We accordingly recommend that the proposed amended subsection 2(b) be changed in the following way (words in bold and inside brackets should be omitted from the current proposed wording, and words in bold and underlined, we argue should be inserted):

(b) subject to compensation, the amount of which and the time and manner of payment of which have either been agreed to by those affected or decided or approved by a court:

provided that in accordance with subsection (3A) (a court may) where land and any improvements thereon are expropriated for the purposes of land reform, (determine that) the amount of compensation (is) may be nil.

What is meant with “improvements” here is also unclear. In terms of the basic principles of property law, all permanent attachments form part of the land. It is submitted that where land has any improvements (in the sense of permanent attachments), such improvements automatically form part of the land in terms of the principle of attachment (or inaedifiatio, to be more specific).

Amending section 25(3)

Not much has changed here. What is important from a legal perspective is to note what is left in this section, namely, that the compensation standard remains “just and equitable”. What is “just and equitable” will differ from case to case. The problem, and in my opinion where the bulk of the conversation should lie, is how do we calculate “just and equitable” compensation because justice and equity are difficult to quantify.

Adding subsection 3A

This subsection changed from the previous one, in that references to the courts are taken out, and “land reform” was added. This has been done in the Expropriation Bill that is awaiting finalisation in Parliament.

A fair amount of time has been spent in the previous Ad Hoc committee surrounding whether the Constitution should list the circumstances where property can be expropriation at nil compensation or whether this should be left to the legislature to legislate on. Concerns were raised that the amendment to the Constitution requires a 2/3 majority, while the promulgation of legislation only requires 51%.

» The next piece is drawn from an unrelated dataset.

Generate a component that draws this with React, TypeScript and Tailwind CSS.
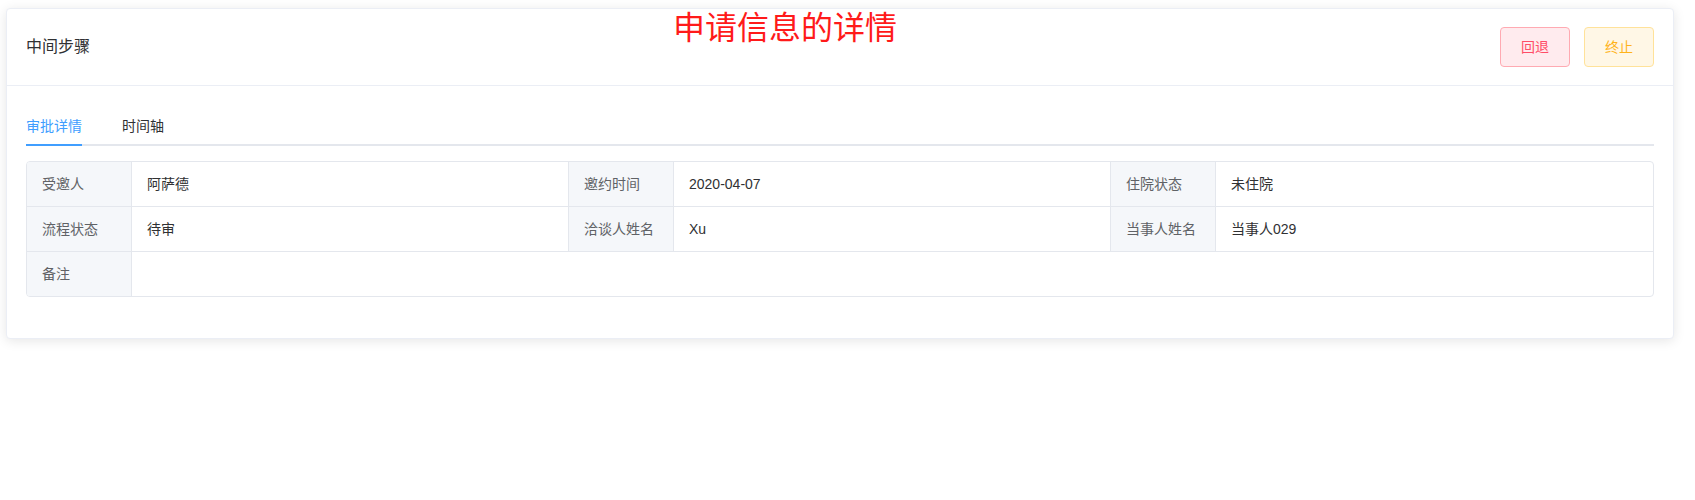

At this point, it should be reiterated that the Constitution is a framework, and any legislation promulgated by the legislature must comply with the principles and values laid down in the Constitution. The Constitutional standard of “just and equitable” will always be applicable in the calculation of compensation. While a list might serve to signal what property may be subjected to nil compensation, the principle remains flexible and contextual.

Adding subsection 4A

This is where things get, well, interesting. It is unclear where this suggestion comes from, and I cannot remember a discussion about it in the meetings.

“Common heritage”, in international law, is a principle that is often used in the context of natural resources that should be shielded from (commercial) exploitation because of the value that it holds (also for future generations).

The Freedom Charter stated that “The national wealth of our country, the heritage of all South Africans, shall be restored to the people”, but it referred to wealth. A similar statement was not included under land.

The Mineral and Petroleum Resources Development Act that states that “(m)ineral and petroleum resources are the common heritage of all the people of South Africa”, and then, importantly, continues to state that “the State is the custodian thereof for the benefit of all South Africans”. In other words – because minerals are common heritage, it should be under state custodianship – similar to the thinking in international law.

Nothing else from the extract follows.